What you need to do here is to commit to putting money into your investment account(s) every month. This, and only this will ensure that you will be on your way to financial independence. It’s very simple, but also very difficult at the same time. Indeed, money usually ends up being spent, and the most difficult part on your way to becoming financially independent is actually having a strong discipline when it comes to your finances.
For me, the plan what to set aside a given percentage of my income (now at least 40%) every month and to invest this money, before I take any of my income to pay expenses. This ensured that I was paying myself (= my investments) first, before the money could be spent on expenses.
If you followed all the steps of this article, you should be on your way to becoming financially independent. However, as I mentioned at the beginning of the article, this is just the first step. Becoming financially independent, according to the definition I used in this article, is only the first step of a quite long road.

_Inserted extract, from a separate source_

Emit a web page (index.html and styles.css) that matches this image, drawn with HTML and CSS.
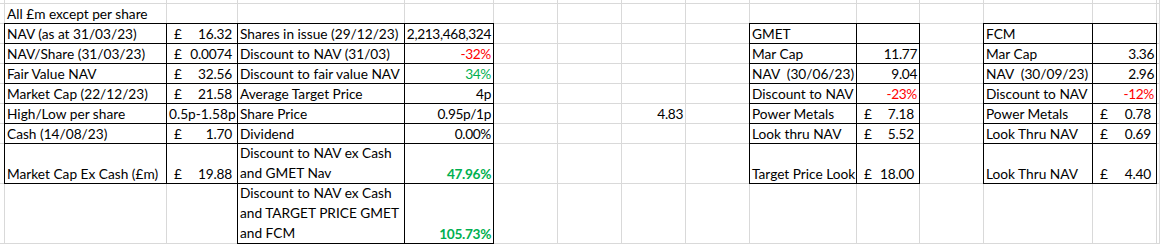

Indeed, we only talked about basic necessities. Paying those with pure passive income is of course great, but chances are that your current lifestyle is quite far away from your dream lifestyle. When I actually reached financial independence last year, I already had my next goals defined, which correspond to my dream lifestyle I want to reach, and I am now working hard on those new goals.
So this is the next step for you once you are able to pay your basic expenses with your passive income: define your ‘dream’ TMI, or the monthly income you would need to pay everything you ever dreamed of. Then, follow the steps of this article again, and you will be on your way to your next financial goal.